We signatories have differing views on the wisdom and efficacy of calling for a boycott of Israeli goods. Some of us believe that such a boycott is an essential component of a  campaign of boycott, divestment, and sanctions that can end the four-decade-long Israeli occupation; others think the better way to pressure the Israeli government is with a more selective boycott focused on institutions and corporations supporting the occupation. But all of us agree that it is essential to apply pressure against the Israeli government if peace and justice are to prevail in the Middle East and all of us agree that a call for a boycott of Israel has nothing in common with the Nazi policy of “Don’t buy from Jews.” It is no more anti-Semitic to boycott Israel to end the occupation than it was anti-white to boycott South Africa to end apartheid. Social justice movements have often called for boycotts or divestment, whether against the military regime in Burma or the government of Sudan. Wise or not, such calls are in no way discriminatory.

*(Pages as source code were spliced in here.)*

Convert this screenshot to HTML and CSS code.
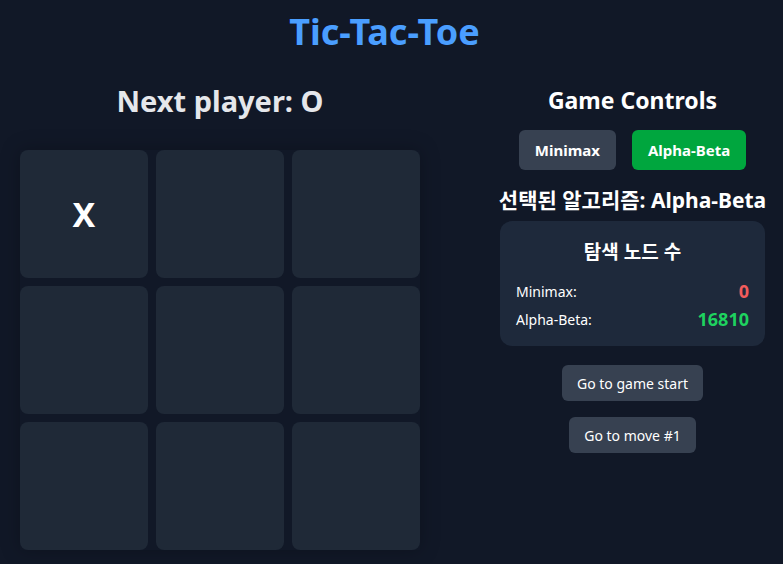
FILE: index.html
```html
<!DOCTYPE html>
<html lang="ko">
<head>
<meta charset="utf-8">
<title>Tic-Tac-Toe</title>
<link rel="stylesheet" href="styles.css">
</head>
<body>
<h1 class="title">Tic-Tac-Toe</h1>
<main class="app">
  <section class="game">
    <h2 class="status">Next player: O</h2>
    <div class="board">
      <button class="cell">X</button>
      <button class="cell"></button>
      <button class="cell"></button>
      <button class="cell"></button>
      <button class="cell"></button>
      <button class="cell"></button>
      <button class="cell"></button>
      <button class="cell"></button>
      <button class="cell"></button>
    </div>
  </section>
  <aside class="controls">
    <h2 class="controls-title">Game Controls</h2>
    <div class="algo-buttons">
      <button class="algo-btn">Minimax</button>
      <button class="algo-btn active">Alpha-Beta</button>
    </div>
    <p class="selected">선택된 알고리즘: Alpha-Beta</p>
    <div class="card">
      <h3 class="card-title">탐색 노드 수</h3>
      <div class="stat-row"><span>Minimax:</span><strong class="val red">0</strong></div>
      <div class="stat-row"><span>Alpha-Beta:</span><strong class="val green">16810</strong></div>
    </div>
    <ol class="moves">
      <li><button class="move-btn">Go to game start</button></li>
      <li><button class="move-btn">Go to move #1</button></li>
    </ol>
  </aside>
</main>
</body>
</html>
```

FILE: styles.css
```css
* { box-sizing: border-box; }
html, body { margin: 0; padding: 0; }
body {
  background: #111827;
  color: #ffffff;
  font-family: "Noto Sans", "Noto Sans CJK KR", sans-serif;
  width: 783px;
  height: 564px;
  overflow: hidden;
}
.title {
  margin: 0;
  padding: 9px 14px 0 0;
  text-align: center;
  font-size: 36px;
  line-height: 46px;
  font-weight: 700;
  color: #4a9eff;
}
.app {
  display: flex;
  gap: 80px;
  padding: 0 18px 0 20px;
  margin-top: 26px;
}
.game {
  width: 400px;
  display: flex;
  flex-direction: column;
  align-items: center;
}
.status {
  margin: 0;
  font-size: 29px;
  line-height: 40px;
  font-weight: 700;
  color: #e5e7eb;
}
.board {
  margin-top: 29px;
  display: grid;
  grid-template-columns: repeat(3, 128px);
  grid-auto-rows: 128px;
  gap: 8px;
  box-shadow: 0 0 18px rgba(0, 0, 0, 0.25);
}
.cell {
  border: none;
  border-radius: 8px;
  background: #1f2937;
  color: #ffffff;
  font-family: inherit;
  font-size: 34px;
  font-weight: 700;
  padding: 0;
}
.controls {
  width: 265px;
  display: flex;
  flex-direction: column;
  align-items: center;
}
.controls-title {
  margin: 0;
  padding-top: 3px;
  font-size: 23px;
  line-height: 32px;
  font-weight: 700;
}
.algo-buttons {
  display: flex;
  gap: 16px;
  margin-top: 14px;
}
.algo-btn {
  height: 40px;
  padding: 0 16px;
  border: none;
  border-radius: 6px;
  background: #374151;
  color: #ffffff;
  font-family: inherit;
  font-size: 15px;
  font-weight: 700;
}
.algo-btn.active { background: #00a63e; }
.selected {
  margin: 14px 0 0;
  font-size: 21px;
  line-height: 32px;
  font-weight: 700;
  white-space: nowrap;
}
.card {
  align-self: stretch;
  margin-top: 5px;
  background: #1e293b;
  border-radius: 12px;
  padding: 16px 16px 13px;
}
.card-title {
  margin: 0 0 10px;
  text-align: center;
  font-size: 19px;
  line-height: 30px;
  font-weight: 700;
}
.stat-row {
  display: flex;
  justify-content: space-between;
  align-items: center;
  height: 28px;
  font-size: 14px;
}
.val { font-size: 18px; font-weight: 700; }
.red { color: #f25c5c; }
.green { color: #1ed25f; }
.moves {
  list-style: none;
  margin: 19px 0 0;
  padding: 0;
  display: flex;
  flex-direction: column;
  align-items: center;
  gap: 16px;
}
.move-btn {
  height: 36px;
  padding: 0 15px;
  border: none;
  border-radius: 6px;
  background: #374151;
  color: #ffffff;
  font-family: inherit;
  font-size: 14px;
}
```
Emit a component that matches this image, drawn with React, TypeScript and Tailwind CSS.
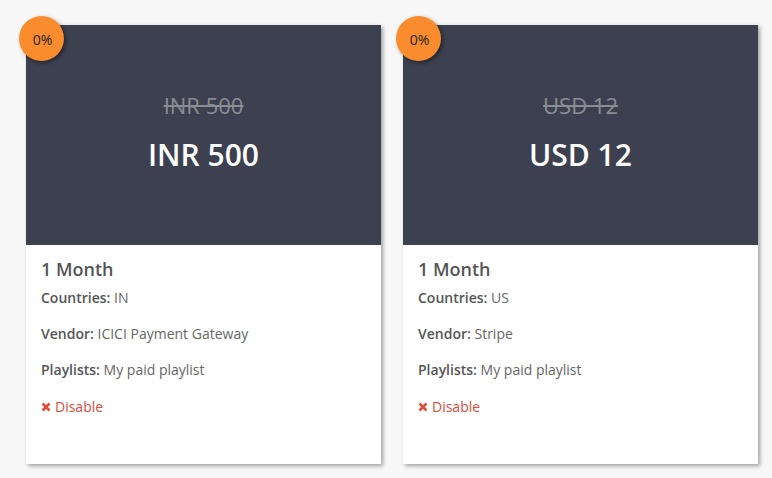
import React from "react";

type Plan = { price: string; countries: string; vendor: string };

const plans: Plan[] = [
  { price: "INR 500", countries: "IN", vendor: "ICICI Payment Gateway" },
  { price: "USD 12", countries: "US", vendor: "Stripe" },
];

function Card({ plan }: { plan: Plan }) {
  return (
    <div className="relative w-[355px] bg-white shadow-[2px_2px_4px_rgba(0,0,0,0.35)]">
      <div className="absolute left-[-7px] top-[-9px] flex h-[45px] w-[45px] items-center justify-center rounded-full bg-[#fb8c2d] pl-[2px] pt-[1px] text-[14px] text-[#222] shadow-[2px_2px_4px_rgba(0,0,0,0.4)]">
        0%
      </div>
      <div className="flex h-[220px] flex-col items-center bg-[#3d404f]">
        <div className="mt-[65px] text-[22px] leading-[30px] text-[#8a8d94] line-through">{plan.price}</div>
        <div className="mt-[15px] text-[30px] font-semibold leading-[40px] text-white">{plan.price}</div>
      </div>
      <div className="px-[15px] pb-[47px] pt-[10px] text-[14px] leading-[20px] text-[#666]">
        <div className="text-[18px] font-semibold leading-[28px] text-[#555]">1 Month</div>
        <div className="mt-[5px]">
          <span className="font-semibold text-[#555]">Countries:</span> {plan.countries}
        </div>
        <div className="mt-[16px]">
          <span className="font-semibold text-[#555]">Vendor:</span> {plan.vendor}
        </div>
        <div className="mt-[16px]">
          <span className="font-semibold text-[#555]">Playlists:</span> My paid playlist
        </div>
        <div className="mt-[17px] flex items-center gap-[4px] text-[#e04b3a]">
          <svg width="10" height="10" viewBox="0 0 10 10">
            <path d="M1.5 1.5 L8.5 8.5 M8.5 1.5 L1.5 8.5" stroke="#e04b3a" strokeWidth="2.6" strokeLinecap="butt" />
          </svg>
          <span>Disable</span>
        </div>
      </div>
    </div>
  );
}

export default function App() {
  return (
    <div
      className="min-h-[478px] w-[772px] bg-[#f7f7f7] pl-[26px] pt-[25px]"
      style={{ fontFamily: '"Open Sans", sans-serif' }}
    >
      <div className="flex gap-[22px]">
        {plans.map((p) => (
          <Card key={p.price} plan={p} />
        ))}
      </div>
    </div>
  );
}
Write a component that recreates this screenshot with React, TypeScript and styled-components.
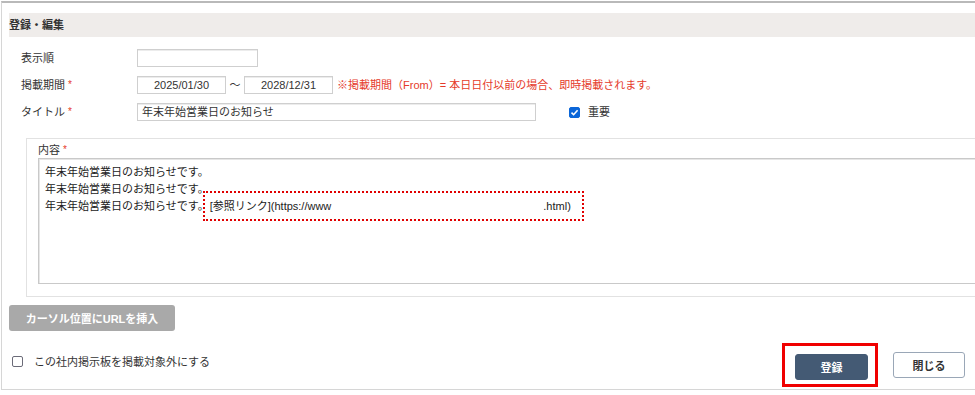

Violence in the Middle East has indeed led to some acts of anti-Semitism in Europe. There was a call to boycott Jewish-owned stores in Rome that was widely and appropriately condemned. We deplore such bigotry. Israel’s crimes cannot be attributed to Jews as a whole. But, at the same time, a boycott of Israel cannot be equated with a boycott of Jews as a whole.

An acute and disturbing form of racism rising in Europe today is Islamophobia and xenophobia directed at immigrants from Muslim countries. Dierkes has been a champion in defense of the rights of immigrants, while some of those who accuse all critics of Israel of being anti-Semitic often participate themselves — like the Israeli government and state — in such forms of racism.

The Holocaust was one of the most horrific events in modern history. It is a dishonor to its victims to use its memory as a bludgeon to silence principled critics of Israel’s unconscionable treatment of Palestinians.